Shares of Meituan tumbled to their lowest level since March 2024 on Thursday after Moody’s Ratings shifted its outlook for the Chinese food-delivery giant to negative. The stock dropped as much as 5.1% in Hong Kong, eventually closing 4.5% lower at HK$84.85, as analysts warned that escalating competition and heavy investment requirements would continue to weigh on the company’s profit margins.

Meituan Shares Hit Multi-Month Low as Moody’s Trims Outlook

The intraday slide to HK$84.30 reflects growing investor anxiety over the company's ability to maintain its dominant market position. While Meituan remains a leader in China’s gig economy, the revision from a stable to negative outlook by Moody’s Ratings signals that the path to a full recovery for its core food-delivery business is increasingly precarious.

Senior analyst Ying Wang noted in a Wednesday report that intense rivalry within the sector is forcing Meituan to sustain high levels of spending. This aggressive environment is expected to keep the company's leverage elevated for a longer period than previously forecasted. According to the report, subsidy-driven competition in the domestic market may eventually ease, though the timeline for such a shift remains unknown.

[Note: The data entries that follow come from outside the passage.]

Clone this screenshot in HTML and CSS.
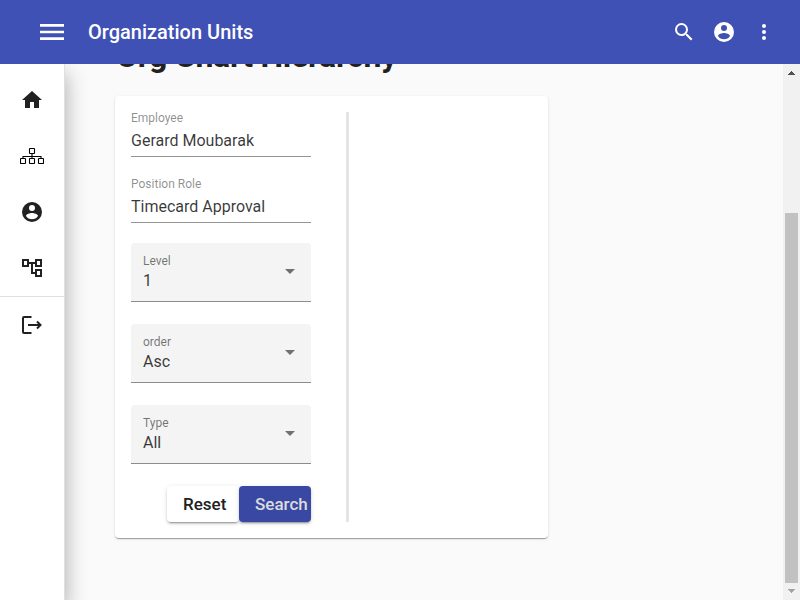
FILE: index.html
```html
<!DOCTYPE html>
<html lang="en">
<head>
<meta charset="utf-8">
<title>Organization Units</title>
<link rel="stylesheet" href="styles.css">
</head>
<body>
<header class="toolbar">
  <svg class="menu" width="24" height="16" viewBox="0 0 24 16"><path d="M0 0h24v2.67H0zM0 6.67h24v2.67H0zM0 13.33h24V16H0z"/></svg>
  <span class="title">Organization Units</span>
  <nav class="actions">
    <svg viewBox="0 0 24 24"><path d="M15.5 14h-.79l-.28-.27A6.471 6.471 0 0 0 16 9.5 6.5 6.5 0 1 0 9.5 16c1.61 0 3.09-.59 4.23-1.57l.27.28v.79l5 4.99L20.490 19l-4.990-5zm-6 0C7.010 14 5 11.990 5 9.500S7.010 5 9.500 5 14 7.010 14 9.500 11.990 14 9.500 14z"/></svg>
    <svg viewBox="0 0 24 24"><path d="M12 2a10 10 0 1 0 0 20 10 10 0 0 0 0-20zm0 3a3 3 0 1 1 0 6 3 3 0 0 1 0-6zm0 14.200a7.200 7.200 0 0 1-6-3.220c.03-1.990 4-3.080 6-3.080 1.990 0 5.970 1.090 6 3.080a7.200 7.200 0 0 1-6 3.220z" fill-rule="evenodd"/></svg>
    <svg viewBox="0 0 24 24"><circle cx="12" cy="6" r="2"/><circle cx="12" cy="12" r="2"/><circle cx="12" cy="18" r="2"/></svg>
  </nav>
</header>
<div class="body">
  <aside class="sidebar">
    <a class="item"><svg viewBox="0 0 24 24"><path d="M10 20v-6h4v6h5v-8h3L12 3 2 12h3v8z"/></svg></a>
    <a class="item"><svg class="sitemap" viewBox="0 0 24 24"><rect x="9.500" y="4.500" width="5" height="5" rx=".5"/><rect x=".5" y="14.500" width="5" height="5" rx=".5"/><rect x="9.500" y="14.500" width="5" height="5" rx=".5"/><rect x="18.500" y="14.500" width="5" height="5" rx=".5"/><path d="M12 9.500v5M3 14.500v-2h18v2"/></svg></a>
    <a class="item"><svg viewBox="0 0 24 24"><path d="M12 2a10 10 0 1 0 0 20 10 10 0 0 0 0-20zm0 3a3 3 0 1 1 0 6 3 3 0 0 1 0-6zm0 14.200a7.200 7.200 0 0 1-6-3.220c.03-1.990 4-3.080 6-3.080 1.990 0 5.970 1.090 6 3.080a7.200 7.200 0 0 1-6 3.220z" fill-rule="evenodd"/></svg></a>
    <a class="item"><svg viewBox="0 0 24 24"><path d="M22 11V3h-7v3H9V3H2v8h7V8h2v10h4v3h7v-8h-7v3h-2V8h2v3h7zM7 9H4V5h3v4zm10 6h3v4h-3v-4zm0-10h3v4h-3V5z" fill-rule="evenodd"/></svg></a>
    <hr class="rule">
    <a class="item"><svg class="logout" viewBox="0 0 24 24"><path d="M11.500 4H4Q3 4 3 5v14q0 1 1 1h7.500M8 12h12.500M17 8.500l3.500 3.500-3.500 3.500"/></svg></a>
  </aside>
  <main class="content">
    <h1>Org Chart Hierarchy</h1>
    <section class="card">
      <form class="filters">
        <div class="fields">
          <div class="field"><label>Employee</label><span>Gerard Moubarak</span></div>
          <div class="field"><label>Position Role</label><span>Timecard Approval</span></div>
        </div>
        <div class="select"><div><label>Level</label><span>1</span></div><i class="arrow"></i></div>
        <div class="select"><div><label>order</label><span>Asc</span></div><i class="arrow"></i></div>
        <div class="select"><div><label>Type</label><span>All</span></div><i class="arrow"></i></div>
        <div class="buttons">
          <button type="button" class="btn">Reset</button>
          <button type="button" class="btn primary">Search</button>
        </div>
      </form>
      <div class="divider"></div>
    </section>
  </main>
  <div class="scrollbar">
    <svg width="17" height="17" viewBox="0 0 17 17" shape-rendering="crispEdges"><path fill="#505050" d="M8 7h1v1h1v1h1v1h1v1H5v-1h1V9h1V8h1z"/></svg>
    <div class="thumb"></div>
    <svg width="17" height="17" viewBox="0 0 17 17" shape-rendering="crispEdges"><path fill="#a3a3a3" d="M5 6h7v1h-1v1h-1v1H9v1H8V9H7V8H6V7H5z"/></svg>
  </div>
</div>
</body>
</html>
```
FILE: styles.css
```css
* { box-sizing: border-box; }
body {
  margin: 0;
  height: 600px;
  overflow: hidden;
  display: flex;
  flex-direction: column;
  background: #fafafa;
  color: #212121;
  font-family: Roboto, sans-serif;
}
svg { display: block; fill: currentColor; }
.toolbar {
  flex: none;
  height: 64px;
  display: flex;
  align-items: center;
  padding: 0 24px 0 40px;
  background: #3f51b5;
  color: #fff;
}
.title {
  margin-left: 24px;
  font-size: 20px;
  font-weight: 500;
  line-height: 32px;
}
.actions { margin-left: auto; display: flex; gap: 16px; }
.actions svg { width: 24px; height: 24px; }
.body { flex: 1; min-height: 0; display: flex; overflow: hidden; }
.sidebar {
  flex: none;
  width: 65px;
  padding-top: 8px;
  background: #fff;
  border-right: 1px solid #e0e0e0;
  box-shadow: 0 10px 20px 1px rgba(0,0,0,.3);
}
.item { display: flex; height: 56px; align-items: center; justify-content: center; }
.item svg { width: 24px; height: 24px; }
.item .sitemap { fill: none; stroke: #000; stroke-width: 1.1; }
.item .logout { fill: none; stroke: currentColor; stroke-width: 2; }
.rule { margin: 0; border: 0; height: 1px; background: #e0e0e0; }
.content { flex: 1; padding-left: 50px; min-width: 0; }
h1 {
  margin: -27px 0 21px 1px;
  font-size: 32px;
  line-height: 38px;
  font-weight: 700;
  letter-spacing: -.25px;
}
.card {
  width: 433px;
  height: 442px;
  padding: 16px;
  display: flex;
  background: #fff;
  border-radius: 4px;
  box-shadow: 0 2px 1px -1px rgba(0,0,0,.2), 0 1px 1px 0 rgba(0,0,0,.14), 0 1px 3px 0 rgba(0,0,0,.12);
}
.filters { width: 180px; }
label { display: block; font-size: 12px; line-height: 14px; color: rgba(0,0,0,.46); }
.filters span { display: block; font-size: 16px; line-height: 18px; color: rgba(0,0,0,.78); }
.fields { display: flex; flex-direction: column; gap: 21px; margin-bottom: 20px; }
.field { height: 45px; border-bottom: 1px solid #949494; }
.field label { line-height: 12px; }
.field span { margin-top: 8px; }
.select {
  height: 59px;
  margin-bottom: 22px;
  padding: 11px 16px 0 12px;
  display: flex;
  justify-content: space-between;
  background: #f4f4f4;
  border-bottom: 1px solid #8c8c8c;
  border-radius: 4px 4px 0 0;
}
.select label { color: rgba(0,0,0,.54); }
.select span { margin-top: 4px; }
.arrow {
  width: 0;
  height: 0;
  margin-top: 15px;
  border: 5px solid transparent;
  border-top-color: #707070;
  border-bottom: 0;
}
.buttons { display: flex; justify-content: flex-end; }
.btn {
  width: 72px;
  height: 36px;
  padding: 0 0 0 16px;
  border: 0;
  border-radius: 4px;
  text-align: left;
  font: 500 17px/36px Roboto, sans-serif;
  background: #fff;
  color: #212121;
  box-shadow: 0 3px 1px -2px rgba(0,0,0,.2), 0 2px 2px 0 rgba(0,0,0,.14), 0 1px 5px 0 rgba(0,0,0,.12);
}
.primary { background: #3949a3; color: #dcdcdc; }
.divider { width: 3px; height: 410px; margin-left: 35px; background: #e5e5e5; }
.scrollbar {
  flex: none;
  width: 17px;
  display: flex;
  flex-direction: column;
  justify-content: space-between;
  background: #f1f1f1;
}
.thumb { height: 370px; margin: auto 2px 0; background: #c1c1c1; }

.toolbar, .scrollbar { position: relative; z-index: 1; }
```
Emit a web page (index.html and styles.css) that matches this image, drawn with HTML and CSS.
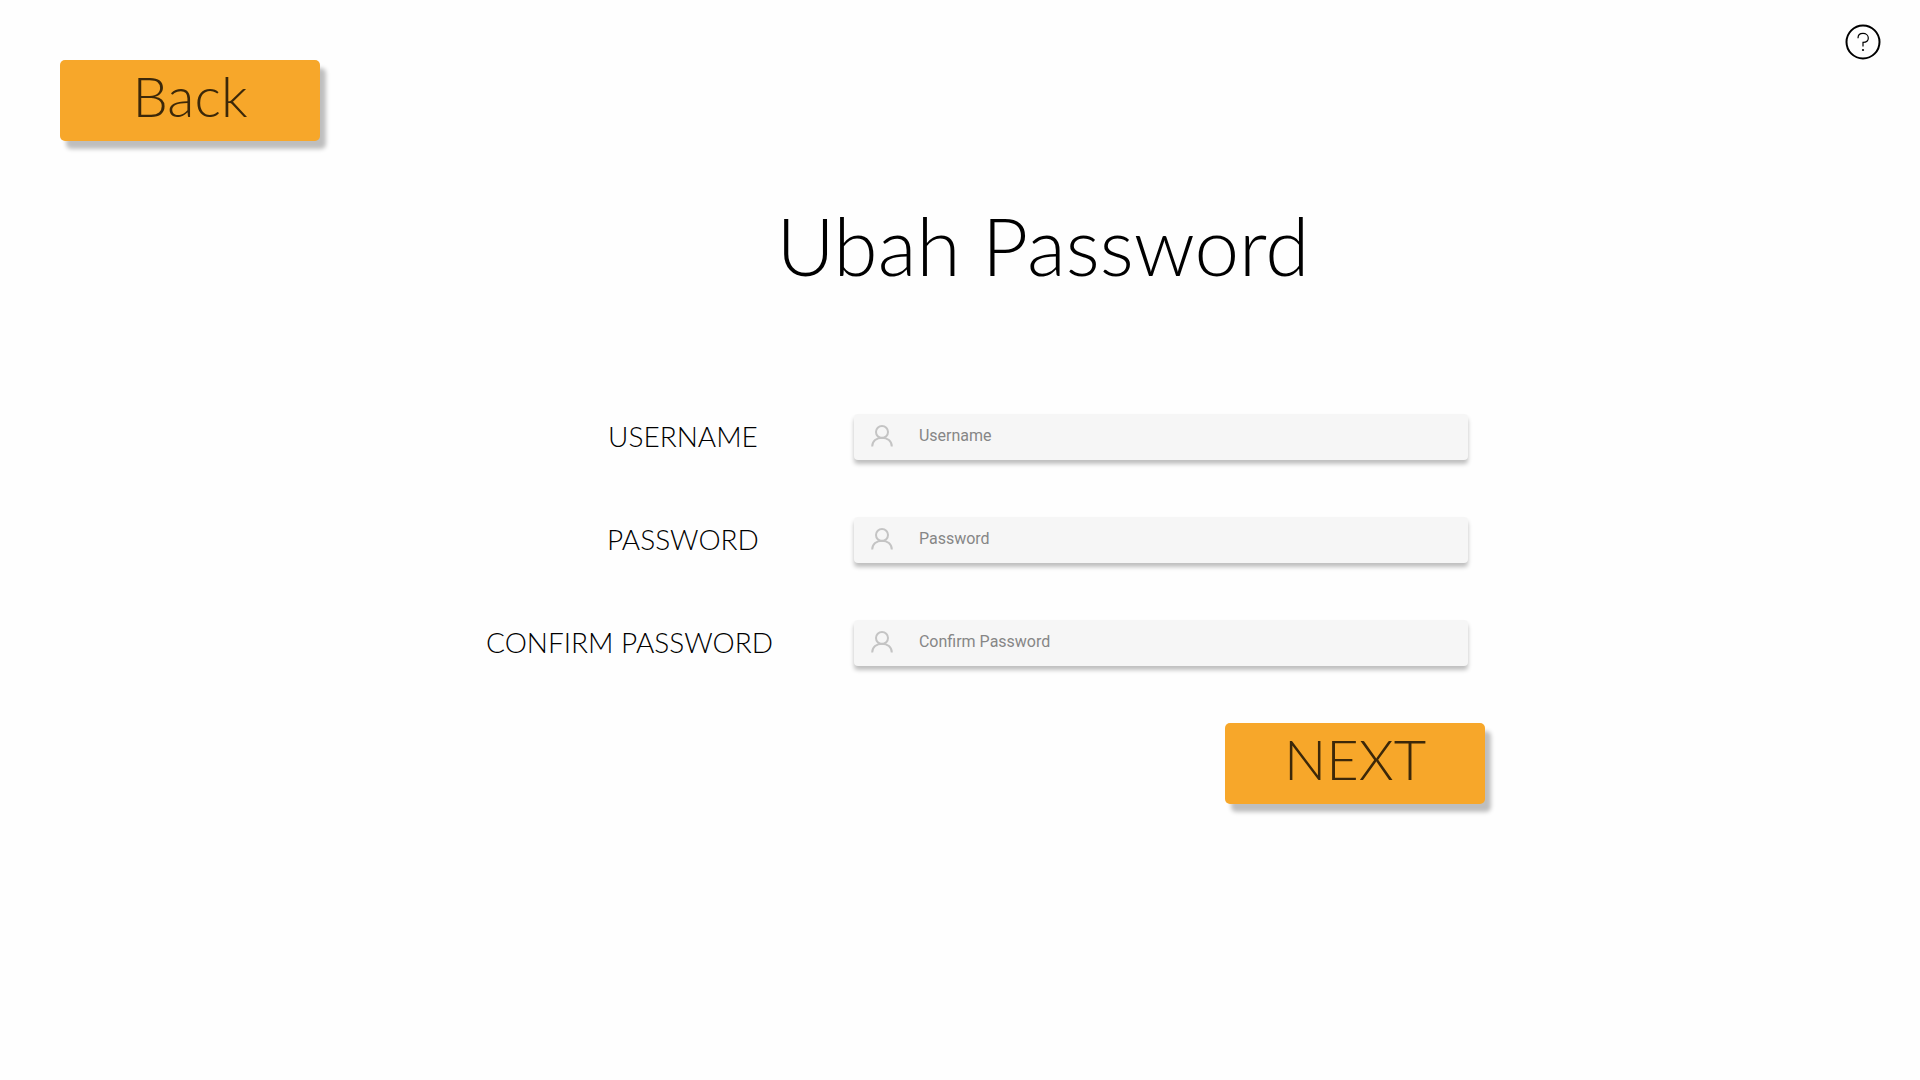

Resilience Beyond Delivery

Despite the negative outlook, Moody’s affirmed Meituan’s issuer rating, citing the company’s prudent financial management and a robust net cash position. Analysts expect the company's secondary segments—including in-store services, hotels, and travel—to maintain steady performance. These divisions are projected to provide a critical financial buffer while the primary food-delivery arm navigates its recovery.